Noch heute zuckt Oma zusammen wenn es an der Türe läutet. Die Kontrollen waren häufig und die Inspektoren alles andere als zahm. Anfangs hatte sie es mit Humor nehmen wollen, hatte ihnen grinsend die Türe geöffnet mit den Worten: 'Inspekta gibt's kaan!' Man hatte daraufhin alle ihre Bücher beschlagnahmt, sich extralange Zeit gelassen, sie mit dem Genehmigungsstempel zu versehen und natürlich hatte hinterher die Hälfte gefehlt. Oma hatte während dieser Zeit wieder mal Ausgangssperre und mußte sich dreimal täglich telefonisch bei der Aufsichtsbehörde melden. Vom Festnetz aus. Welches sie ja noch hatte.
Es wurden viele Bücher vernichtet, damals. Zeitgenössische Schriftsteller wie Bertha Garlan oder Leo Himmelsblau wurden verbrannt, genauso wie Autoren aus längst vergangenen Zeiten wie Erich Kästner oder Jane Austen. Auf Satire stand die Todesstrafe, menschliche Nähe war verpönt. Das während der Pandemie eingerichtete Gesetz, daß sich Menschen in der Öffentlichkeit nur noch höchstens zu dritt zusammenfinden durften, wurde aufrechterhalten. Workshops etc. wurden weiterhin nur noch online geduldet, das Leben fand hauptsächlich digital statt.

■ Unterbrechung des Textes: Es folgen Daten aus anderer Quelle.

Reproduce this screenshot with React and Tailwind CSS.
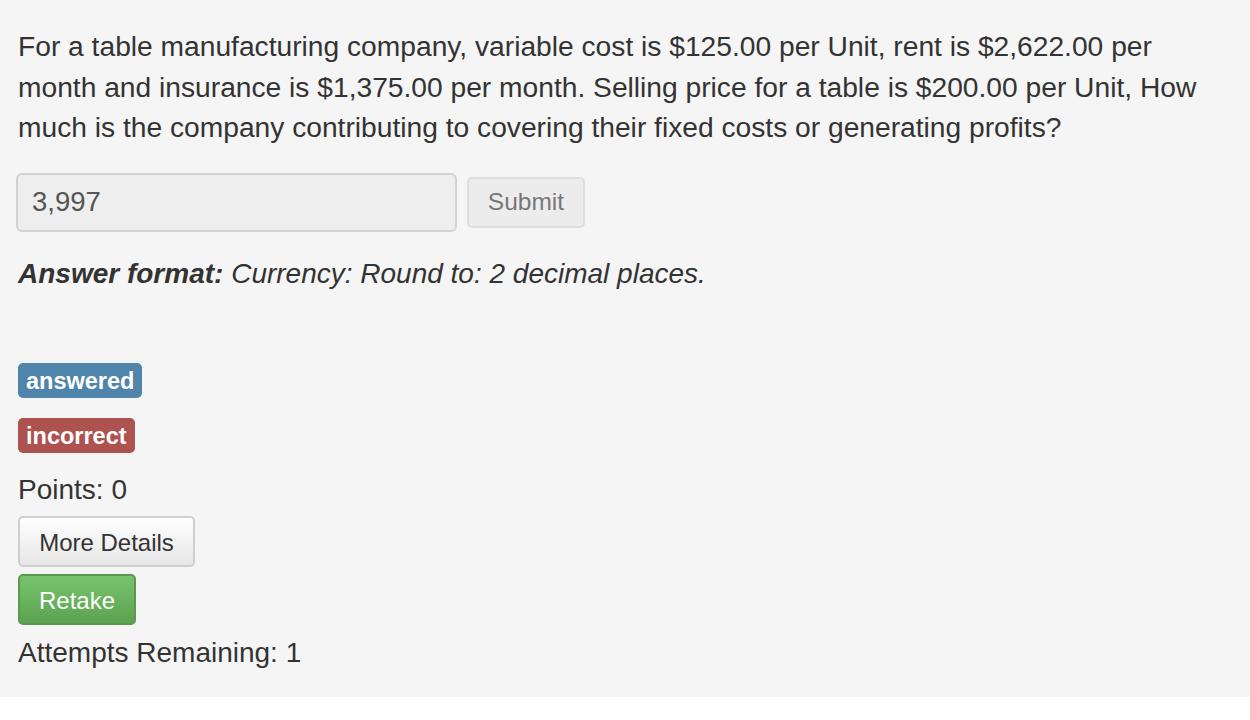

Die Menschen bezahlten im Supermarkt mit der Armbanduhr, welche solcherart ihr comeback feierte, und die Unterhaltung mit Fremden hatte sich bald eh erledigt, da alle nur noch mit Google-Brille und Kopfhörern unterwegs waren und einander nicht mehr beachteten.

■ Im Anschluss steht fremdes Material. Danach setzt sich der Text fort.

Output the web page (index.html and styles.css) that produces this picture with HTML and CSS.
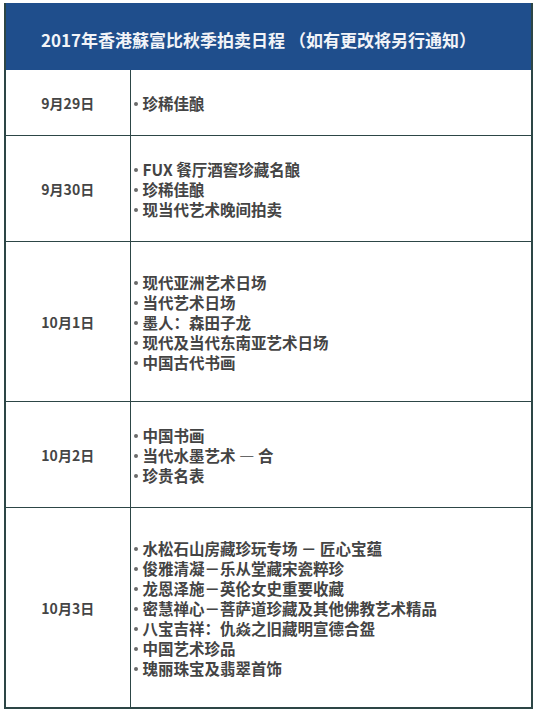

Konversation gab es daher praktisch nur noch schriftlich, vorzugsweise elektronisch, oder am Telefon. Damit die Unterhaltungen überwacht werden konnten und niemand mehr Angst vor freistehenden Koffern haben mußte. Heutzutage ebenfalls ein Unding. Kein Mensch reist mehr mit Koffern. Die Hotels bieten alles, was der Gast zur Annehmlichkeit benötigt, in den Zimmern an, persönliche Dinge wie Medikamente oder Extrakleidung werden am Tag der Abreise von Götterboten abgeholt und in Windeseile an den Zielort transportiert. Natürlich ist das Reisen dadurch so teuer geworden, daß es sich nur noch Privilegierte leisten können. Der Rest der Bevölkerung staut sich in den noch zugelassenen lokalen Vergnügungsbetrieben und schreit sich gegenseitig die Ohren voll. Da bleibt jeder vernünftige Mensch freiwillig zuhause und loggt sich in seine Unterhaltungsmedien ein.

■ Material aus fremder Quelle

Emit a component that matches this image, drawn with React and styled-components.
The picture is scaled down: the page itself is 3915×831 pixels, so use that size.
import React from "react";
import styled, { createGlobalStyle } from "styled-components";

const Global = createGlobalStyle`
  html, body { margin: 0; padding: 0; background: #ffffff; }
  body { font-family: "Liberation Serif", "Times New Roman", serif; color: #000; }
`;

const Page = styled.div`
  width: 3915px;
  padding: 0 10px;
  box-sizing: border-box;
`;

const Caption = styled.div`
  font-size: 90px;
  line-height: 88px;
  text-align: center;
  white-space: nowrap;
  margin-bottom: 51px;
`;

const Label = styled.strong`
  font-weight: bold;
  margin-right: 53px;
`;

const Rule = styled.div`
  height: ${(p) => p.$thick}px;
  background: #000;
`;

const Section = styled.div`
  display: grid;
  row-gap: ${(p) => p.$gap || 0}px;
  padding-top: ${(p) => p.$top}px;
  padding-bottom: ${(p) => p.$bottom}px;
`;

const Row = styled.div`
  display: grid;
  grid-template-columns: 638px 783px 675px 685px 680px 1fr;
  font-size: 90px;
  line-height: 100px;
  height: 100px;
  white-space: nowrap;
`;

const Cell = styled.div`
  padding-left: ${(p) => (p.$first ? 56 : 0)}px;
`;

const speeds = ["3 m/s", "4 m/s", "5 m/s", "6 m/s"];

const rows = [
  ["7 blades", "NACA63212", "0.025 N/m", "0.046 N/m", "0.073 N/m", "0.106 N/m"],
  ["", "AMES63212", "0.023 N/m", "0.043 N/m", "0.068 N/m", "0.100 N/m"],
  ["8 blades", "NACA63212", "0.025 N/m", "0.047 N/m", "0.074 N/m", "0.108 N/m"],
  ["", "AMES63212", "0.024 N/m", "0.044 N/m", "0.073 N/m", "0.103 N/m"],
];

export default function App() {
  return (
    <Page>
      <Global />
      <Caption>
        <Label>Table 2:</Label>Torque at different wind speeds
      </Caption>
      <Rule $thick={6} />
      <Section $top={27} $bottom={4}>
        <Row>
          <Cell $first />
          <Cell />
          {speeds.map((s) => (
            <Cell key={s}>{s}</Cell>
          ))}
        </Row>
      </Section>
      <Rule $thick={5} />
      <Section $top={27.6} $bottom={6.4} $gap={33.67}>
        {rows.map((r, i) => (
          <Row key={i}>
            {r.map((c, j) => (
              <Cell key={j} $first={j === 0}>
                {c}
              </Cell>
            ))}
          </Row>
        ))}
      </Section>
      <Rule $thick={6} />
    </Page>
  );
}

Einmal fand ich ein uraltes, völlig verstaubtes Buch auf dem Dachboden, diesem Hort geheimer Schätze. Ich blätterte neugierig darin herum, nieste vom aufsteigenden Staub und mußte auf einmal furchtbar lachen. Erschrocken kam Oma herbeigeeilt, denn Lachen war schon lange nur mehr in Ausnahmesituationen erlaubt, wer es zu oft tat wurde von den Nachbarn besonders streng beobachtet,denn Denunzianten waren bei der Obrigkeit beliebt und durften sich oft Extrarationen Toilettenpapier oder Nudeln abholen.
Was ich denn so lustig fände, wollte Oma vorwurfsvoll wissen. Als sie das Buch erblickte wurde sie bleich. 'Jö, die Bibel!', flüsterte sie. Offenbar ein verbotenes Buch.
Ich las ihr den Satz vor, der mich so erheitert hatte: 'Und sprich nur ein Wort, so wird meine Seele gesund'.